Producer responsibility bill: House Bill 22-1355 would create a producer responsibility program in the state. It would require companies that sell products in the state to pay into the program for the amount of goods they sell in the state and the waste they contribute. The money would then be used towards a statewide recycling program that would establish a clear, uniform list of what’s recyclable and educate the public on it. The bill passed two House committees but still needs two more votes in that chamber before heading over to the Senate.

"Forever chemicals" in consumer products bill: House Bill 22-1345 would prohibit the sale of carpets, cosmetics, cookware, fabric treatments, food packaging, children’s products, furniture and other items that have PFAS chemicals in them starting in 2024. The bill passed three House committees but still needs the chamber’s final approval before debate can begin in the Senate.
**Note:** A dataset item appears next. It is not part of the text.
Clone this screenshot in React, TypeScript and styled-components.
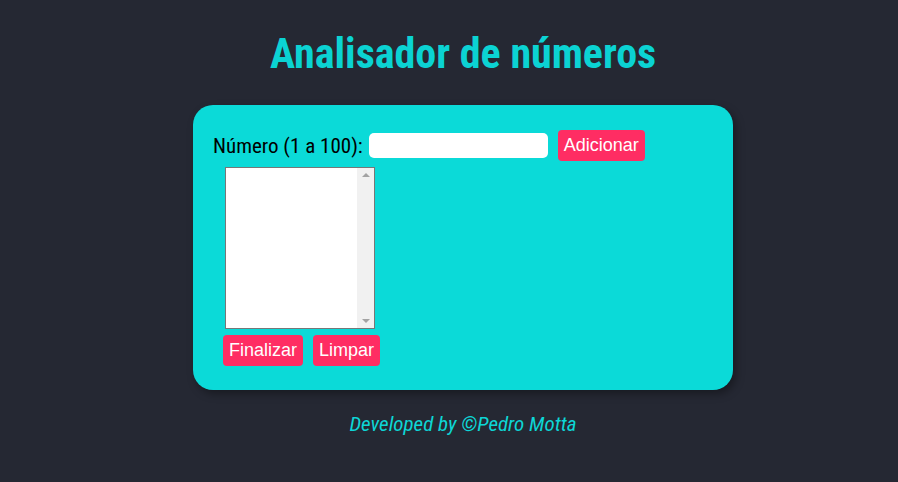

Climate bills: Colorado Democrats continued their work this session to work on a series of bills aimed at cleaning up the state’s air and water. One of the bills, Senate Bill 22-138, would, among other things, incentivize people to buy electric lawn equipment by offering them a tax credit. Others would offer free transit during high ozone months or set up several grant programs in the state to help businesses and families cut down on pollution. All are at various stages in the legislative process.

With so many debates left to be had and so little time, lawmakers will likely be called in on at least one weekend to finish up some work.

The only constitutionally-mandated bill legislators must pass each year is a budget. Gov. Jared Polis signed that bill into law this week. However, both Republicans and Democrats say there’s still a lot of work they’re hoping to wrap up in the next 13 days, whether it’s constitutionally mandated or not.